Brady Corbet assina a sua segunda longa-metragem, num dos exercícios de cinema mais originais, da mesma forma que é um dos mais socialmente relevantes do ano, sempre estando a atento a não cair na tentação da crítica política fácil da Era Trump. O filme foi visto no âmbito do LEFFEST’18, que contou com a presença do realizador para uma sessão de perguntas e respostas após a projecção.
Esta é a história de uma sobrevivente de um tiroteio numa escola dos Estados Unidos que ganha atenção mediática por esse motivo e se torna estrela pop, decidindo Corbet dividir o filme em duas partes. Uma primeira – protagonizada por Raffey Cassidy – testemunha a juventude da personagem de Celeste e o início do seu contacto com a feroz indústria musical, que posteriormente avança no tempo para a idade adulta de uma já estrela pop mundial, com mais um excelente trabalho de Natalie Portman. Apesar de todo o seu sub-texto, “Vox Lux” é um filme de entretenimento, e decerto nos embala na sua irresistível irreverência tão cruel, realista e cínica. Isso deve-se a vários factores. À cabeça está a química entre a popstar Natalie Portman e o agente Jude Law, um revivalismo de “Closer” (2004) anunciado que resulta mais que bem. Os protagonistas não se limitam a interpretar, divertem-se, e o espectador diverte-se com eles. O espaço para o improviso é evidente e os veteranos e velhos comparsas sabem bem como o usar, elevando o olho realista de “Vox Lux” através dessas sobreposições improvisadas.

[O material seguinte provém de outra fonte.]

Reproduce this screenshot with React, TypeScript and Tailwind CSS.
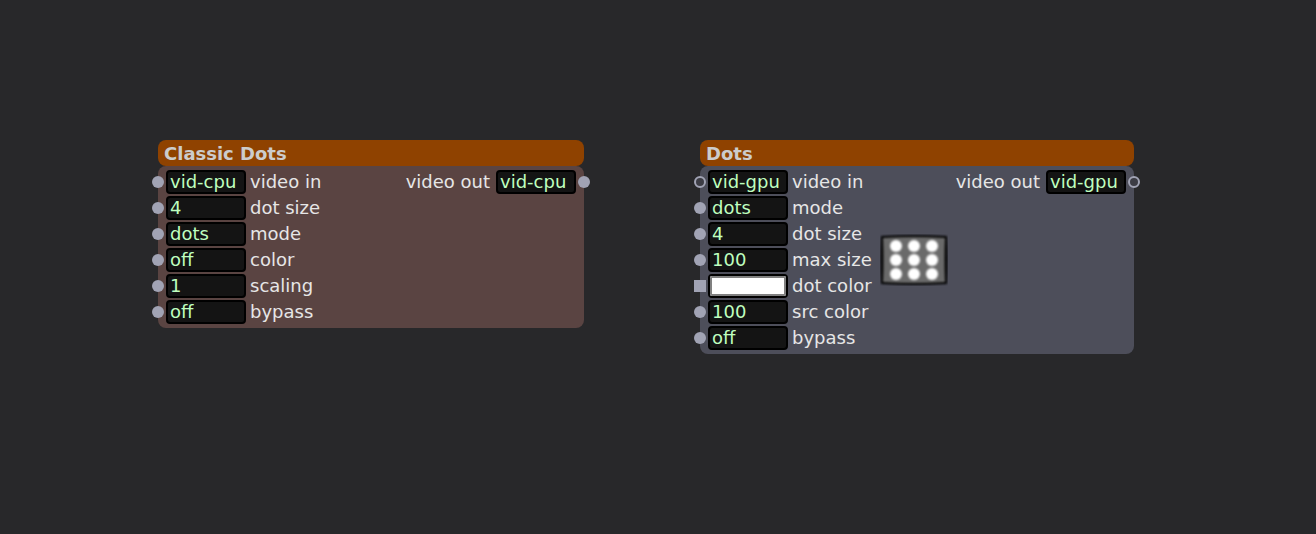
import { useState } from "react"

type Port = "dot" | "ring" | "square"

type Input = {
    label: string
    value: string
    port?: Port
}

const classicInputs: Input[] = [
    { label: "video in", value: "vid-cpu" },
    { label: "dot size", value: "4" },
    { label: "mode", value: "dots" },
    { label: "color", value: "off" },
    { label: "scaling", value: "1" },
    { label: "bypass", value: "off" },
]

const dotsInputs: Input[] = [
    { label: "video in", value: "vid-gpu", port: "ring" },
    { label: "mode", value: "dots" },
    { label: "dot size", value: "4" },
    { label: "max size", value: "100" },
    { label: "dot color", value: "#ffffff", port: "square" },
    { label: "src color", value: "100" },
    { label: "bypass", value: "off" },
]

const portStyles = {
    dot: "size-3 shrink-0 rounded-full bg-[#a1a3b4]",
    ring: "size-3 shrink-0 rounded-full border-2 border-[#a1a3b4] bg-[#3c3c44]",
    square: "size-3 shrink-0 bg-[#a1a3b4]",
}

const fieldStyle = "h-6 w-20 shrink-0 rounded-sm border-2 border-black bg-[#141414] px-0.5 text-[#bfffbf] outline-none"
const colorStyle = "h-6 w-20 shrink-0 appearance-none rounded-sm border-2 border-black bg-black p-0 [&::-webkit-color-swatch-wrapper]:p-0 [&::-webkit-color-swatch]:rounded-none [&::-webkit-color-swatch]:border-2 [&::-webkit-color-swatch]:border-[#808080]"

const Field = ({ id, value }: { id: string, value: string }) => {
    const [text, setText] = useState(value)
    const isColor = value.startsWith("#")

    return (
        <input
            id={id}
            type={isColor ? "color" : "text"}
            value={text}
            onChange={(e) => setText(e.target.value)}
            className={isColor ? colorStyle : fieldStyle}
        />
    )
}

// 3x3 dots thumbnail shown on the gpu actor
const DotsThumbnail = () => (
    <svg viewBox="0 0 68 52" className="absolute left-[180px] top-[68px] h-[52px] w-[68px]" aria-hidden="true">
        <defs>
            <filter id="edge" x="-10%" y="-10%" width="120%" height="120%" colorInterpolationFilters="sRGB">
                <feGaussianBlur stdDeviation="0.8" />
            </filter>
            <filter id="glow" x="-30%" y="-30%" width="160%" height="160%" colorInterpolationFilters="sRGB">
                <feGaussianBlur stdDeviation="0.8" />
            </filter>
        </defs>
        <path d="M1 2Q34 0 67 2Q68 26 67 50Q34 52 1 50Q0 26 1 2Z" fill="#050505" filter="url(#edge)" />
        <path d="M3 4Q34 2 65 4Q64 26 65 48Q34 50 3 48Q4 26 3 4Z" fill="#6a6a6a" filter="url(#edge)" />
        <g fill="#ffffff" filter="url(#glow)">
            {[12, 26, 40].map((y) => [16, 34, 52].map((x) => (
                <circle key={`${x}-${y}`} cx={x} cy={y} r="6" />
            )))}
        </g>
    </svg>
)

type ActorProps = {
    id: string
    title: string
    inputs: Input[]
    output: string
    outPort?: Port
    gpu?: boolean
}

const Actor = ({ id, title, inputs, output, outPort = "dot", gpu }: ActorProps) => {
    return (
        <section className={gpu ? "w-[434px]" : "w-[426px]"}>
            <h2 className="h-[26px] rounded-lg bg-[#8f4200] px-1.5 font-bold leading-7 text-[#cccccc]">{title}</h2>
            <div className={`relative flex justify-between rounded-lg py-1 ${gpu ? "bg-[#4d4e5a]" : "bg-[#5a4442]"}`}>
                <div className="-ml-1.5 flex flex-col gap-0.5">
                    {inputs.map(({ label, value, port = "dot" }) => (
                        <div key={label} className="flex h-6 items-center gap-0.5">
                            <span className={portStyles[port]} />
                            <Field id={`${id}-${label.replace(" ", "-")}`} value={value} />
                            <label htmlFor={`${id}-${label.replace(" ", "-")}`} className="pl-0.5">{label}</label>
                        </div>
                    ))}
                </div>
                <div className="-mr-1.5 flex h-6 items-center gap-0.5">
                    <label htmlFor={`${id}-video-out`} className="pr-1">video out</label>
                    <Field id={`${id}-video-out`} value={output} />
                    <span className={portStyles[outPort]} />
                </div>
                {gpu && <DotsThumbnail />}
            </div>
        </section>
    )
}

const App = () => {
    return (
        <main className="flex min-h-screen flex-wrap content-start items-start gap-x-[116px] gap-y-12 bg-[#28282a] px-[158px] py-[140px] font-['DejaVu_Sans',Verdana,sans-serif] text-[18px] leading-6 text-[#e6e6e6]">
            <Actor id="classic" title="Classic Dots" inputs={classicInputs} output="vid-cpu" />
            <Actor id="dots" title="Dots" inputs={dotsInputs} output="vid-gpu" outPort="ring" gpu />
        </main>
    )
}

export default App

Quanto a Raffey Cassidy, a jovem actriz confirma-se como valor para o futuro, demonstrando com segurança a sua carismática capacidade para liderar o filme ao longo da sua primeira metade. Raras vezes tivemos a oportunidade de observar uma jovem actriz a agarrar de forma tão confiante um papel tão ironicamente cínico, e Corbet brinca com essa ideia dentro do próprio filme ao atribuir à mesma jovem actriz o papel da adolescente filha da protagonista, anos mais tarde, quando já é Portman a intérprete de Celeste. O também jovem realizador afirmou ter passado pelo inferno para conseguir financiar o projecto, mas isso não o parece ter desmotivado no que diz respeito ao cariz mais técnico e imersivo da realização.
O dedo de autor está lá, sempre na medida certa, dançando entre o sempre incisivo diálogo em campo/contra-campo e o shaky cam da introspecção de personagem. Ao mesmo tempo, Corbet aplica, metaforicamente ou não, uma dose generosa do cinema comercial mais pop (curioso o equilíbrio entre a linguagem estética de fácil consumo e o um certo cinema indie norte-americano), que ganha fundações na própria narrativa do filme: a diva auto-consciente da música pop, símbolo da indústria do espectáculo. A cena final é arrebatadora e desconcertante.
Se “A Star is Born” fazia um excelente trabalho ao colocar o espectador em cima do palco, “Vox Lux” faz um trabalho criativamente mais interessante ao colocar o espectador na plateia, detentor do olhar de um observador clínico. E é essa a relação do espectador com “Vox Lux”: a de espectador que assiste ao espectáculo da plateia, e Corbet faz render o bilhete como poucos fizeram em 2018.
“Vox Lux” estreia nos cinemas portugueses a 10 de Janeiro de 2019.